Skinny Pomegranate Pear Muffins with Ginger Oat Streusel
These Muffins are Loaded with Fresh, Seasonal Fruit, and Made with Healthy Whole Grains! Low in Fat and High in Protein, with a Warmly Spiced, Crunchy Sweet Streusel Topping.
Guys, I am so sick.
It's been a tough winter around here. I hate to complain, but something has seriously put a hurtin' on me here. My voice is gone, and I've got a painful cough and a sniffly nose, but what's really got me down is the joint pain. Aaaargh! My wrists, fingers, and back! I just wanna go hide under some blankets.
The bad news is, I have a chatty four year old to look after, so no blankies for mommy. :o( Also, it's a post day. Luckily I had these Skinny Pomegranate Pear Muffins in my back pocket, for just such an occasion. I wrote this a few weeks ago, to contribute to Or So She Says!
So here we are. It's January. Ugh. Tough month. Tough month for a desserts blogger, especially. So many of us have over-indulged in the previous months, and we've resolved to do better in the new year. We are not interested in anything heavy or buttery, we just want something nourishing and soul-satisfying, that will power us through our new, or renewed, fitness routines.
These muffins are all that and more. They're also loaded with fresh, seasonal fruit. And they're so quick and simple to prepare. Also, they are increeeeedibly delicious. I mean, you cannot even believe there is so little refined sugar, and no butter or oil (!) in these bad boys. They are so fluffy and moist, and that spicy ginger oat streusel topping is like the crunchy-sweet icing on the cake! (Ps-there's a leeeetle bit of butter in the streusel.)

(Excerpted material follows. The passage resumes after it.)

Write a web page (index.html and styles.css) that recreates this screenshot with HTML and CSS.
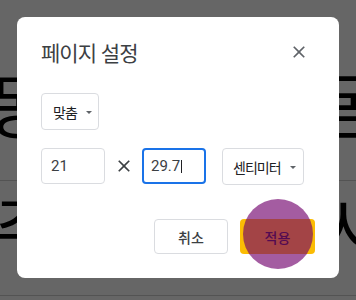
FILE: index.html
```html
<!DOCTYPE html>
<html lang="ko">
<head>
  <meta charset="UTF-8" />
  <meta name="viewport" content="width=device-width, initial-scale=1.0" />
  <title>페이지 설정</title>
  <link rel="stylesheet" href="styles.css">
</head>
<body>

  <div class="doc">
    <div class="doc-line first"><span>동</span><span>몸</span></div>
    <div class="rule"></div>
    <div class="doc-line second"><span>주</span><span>사</span></div>
    <div class="rule last"></div>
  </div>

  <div class="scrim"></div>

  <div class="dialog">
    <div class="dialog-head">
      <h2>페이지 설정</h2>
      <button class="icon-btn close">
        <svg width="20" height="20" viewBox="0 0 24 24"><path d="M19 6.41L17.59 5 12 10.59 6.41 5 5 6.41 10.59 12 5 17.59 6.41 19 12 13.41 17.59 19 19 17.59 13.41 12z"/></svg>
      </button>
    </div>

    <div class="select fit">맞춤<span class="caret"></span></div>

    <div class="size-row">
      <div class="field">21</div>
      <svg class="times" width="20" height="20" viewBox="0 0 24 24"><path d="M19 6.41L17.59 5 12 10.59 6.41 5 5 6.41 10.59 12 5 17.59 6.41 19 12 13.41 17.59 19 19 17.59 13.41 12z"/></svg>
      <div class="field focused">29.7<span class="cursor"></span></div>
      <div class="select unit">센티미터<span class="caret"></span></div>
    </div>

    <div class="actions">
      <button class="btn">취소</button>
      <button class="btn primary">적용<span class="touch"></span></button>
    </div>
  </div>

</body>
</html>
```

FILE: styles.css
```css
body {
  margin: 0;
  width: 356px;
  height: 300px;
  overflow: hidden;
  font-family: Roboto, "Noto Sans CJK KR", sans-serif;
  background: #fff;
  color: #202124;
  position: relative;
}

/* document behind the dialog */
.doc {
  padding-top: 58px;
  overflow: hidden;
  height: 300px;
  box-sizing: border-box;
}

.doc-line {
  display: flex;
  justify-content: space-between;
  font-family: "Noto Sans CJK KR", sans-serif;
  font-size: 70px;
  line-height: 90px;
  color: #000;
  margin: 0 -30px 0 -7px;
}

.doc-line.first {
  margin-left: -13px;
}

.rule {
  height: 1px;
  background: #cfcfcf;
  margin-top: 32px;
}

.rule.last {
  margin-top: 24px;
}

.scrim {
  position: fixed;
  inset: 0;
  background: rgba(0, 0, 0, 0.6);
}

/* dialog */
.dialog {
  position: absolute;
  left: 17px;
  top: 17px;
  width: 322px;
  height: 261px;
  box-sizing: border-box;
  padding: 21px 24px 24px;
  background: #fff;
  border-radius: 8px;
  display: flex;
  flex-direction: column;
}

.dialog-head {
  display: flex;
  align-items: center;
  justify-content: space-between;
  height: 28px;
}

.dialog-head h2 {
  margin: 0;
  font-family: "Noto Sans CJK KR", sans-serif;
  font-size: 21px;
  font-weight: 400;
  line-height: 28px;
  letter-spacing: -1px;
  color: #3c4043;
}

.icon-btn {
  border: none;
  background: none;
  padding: 0;
  width: 20px;
  height: 20px;
  margin-right: 6px;
  fill: #5f6368;
}

.icon-btn svg {
  display: block;
}

.select {
  display: flex;
  align-items: center;
  box-sizing: border-box;
  height: 37px;
  border: 1px solid #dadce0;
  border-radius: 4px;
  font-family: "Noto Sans CJK KR", sans-serif;
  font-size: 14px;
  letter-spacing: -1px;
  color: #202124;
}

.select.fit {
  width: 58px;
  margin-top: 27px;
  padding: 0 6px 0 11px;
}

.select.unit {
  width: 82px;
  margin-left: 16px;
  padding: 0 7px 0 10px;
}

.caret {
  margin-left: auto;
  width: 0;
  height: 0;
  border-left: 3.5px solid transparent;
  border-right: 3.5px solid transparent;
  border-top: 3.5px solid #5f6368;
  margin-top: 1px;
}

.size-row {
  display: flex;
  align-items: flex-start;
  margin-top: 18px;
}

.field {
  box-sizing: border-box;
  width: 64px;
  height: 36px;
  border: 1px solid #dadce0;
  border-radius: 4px;
  padding: 0 9px;
  font-size: 15px;
  line-height: 34px;
  color: #3c4043;
  display: flex;
  align-items: center;
}

.field.focused {
  border: 2px solid #1a73e8;
  padding: 0 7px;
}

.cursor {
  width: 1px;
  height: 13px;
  background: #202124;
  margin-left: 1px;
}

.times {
  margin: 8px 8px 0 9px;
  fill: #3c4043;
}

.actions {
  display: flex;
  justify-content: flex-end;
  gap: 12px;
  margin-top: auto;
}

.btn {
  position: relative;
  box-sizing: border-box;
  height: 35px;
  width: 74px;
  border: 1px solid #dadce0;
  border-radius: 4px;
  background: #fff;
  font-family: "Noto Sans CJK KR", sans-serif;
  font-size: 14px;
  font-weight: 500;
  color: #3c4043;
  padding: 0;
}

.btn.primary {
  width: 75px;
  border: none;
  background: #fbbc04;
  color: #202124;
}

.touch {
  position: absolute;
  left: 3px;
  top: -20px;
  width: 70px;
  height: 70px;
  border-radius: 50%;
  background: rgba(112, 0, 108, 0.64);
}
```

If you are familiar with the muffin-making process, then you already know that it's as simple as mixing the wet ingredients into the dry and baking it up in your muffin tin. But this recipe has a couple of healthy twists.
First, a combination of all-purpose and whole wheat flours provide a nutty texture, and enrich these muffins with healthy whole grain and omega-3's.
The butter and oil are replaced with a combination of greek yogurt and pear puree. Maybe you've tried subbing in applesauce for oil before? This is the same basic idea, only the pear puree emphasizes the sweet, seasonal pear flavor. I just used about 1 1/2 packs of strained pears. Yes, I'm talking baby food, friends. It's such a great shortcut ingredient, and so readily available. That being said, applesauce would make a great substitution if you don't feel like making a run to the store ;)
Pomegranate seeds stud these muffins with the most satisfying crunch, and a tart, berry-like flavor. They are loaded with anti-oxidants, and the color is just so gorgeous! Fresh pomegranates are in season during these winter months, and if you don't quite know how to de-seed one, check out this awesome tutorial; it works like a charm. I've also seen little tubs of pomegranate seeds (aka arils) in the produce section of my regular grocery store. That's a really great timesaver!
*Please visit Baking a Moment to read the full post and download the recipe*
I just know you and your family are going to love these pomegranate pear muffins! Doesn't it feel so good to be able to offer your loved ones a healthy, homemade breakfast? And this one is just bursting with seasonal fruit and warm spice.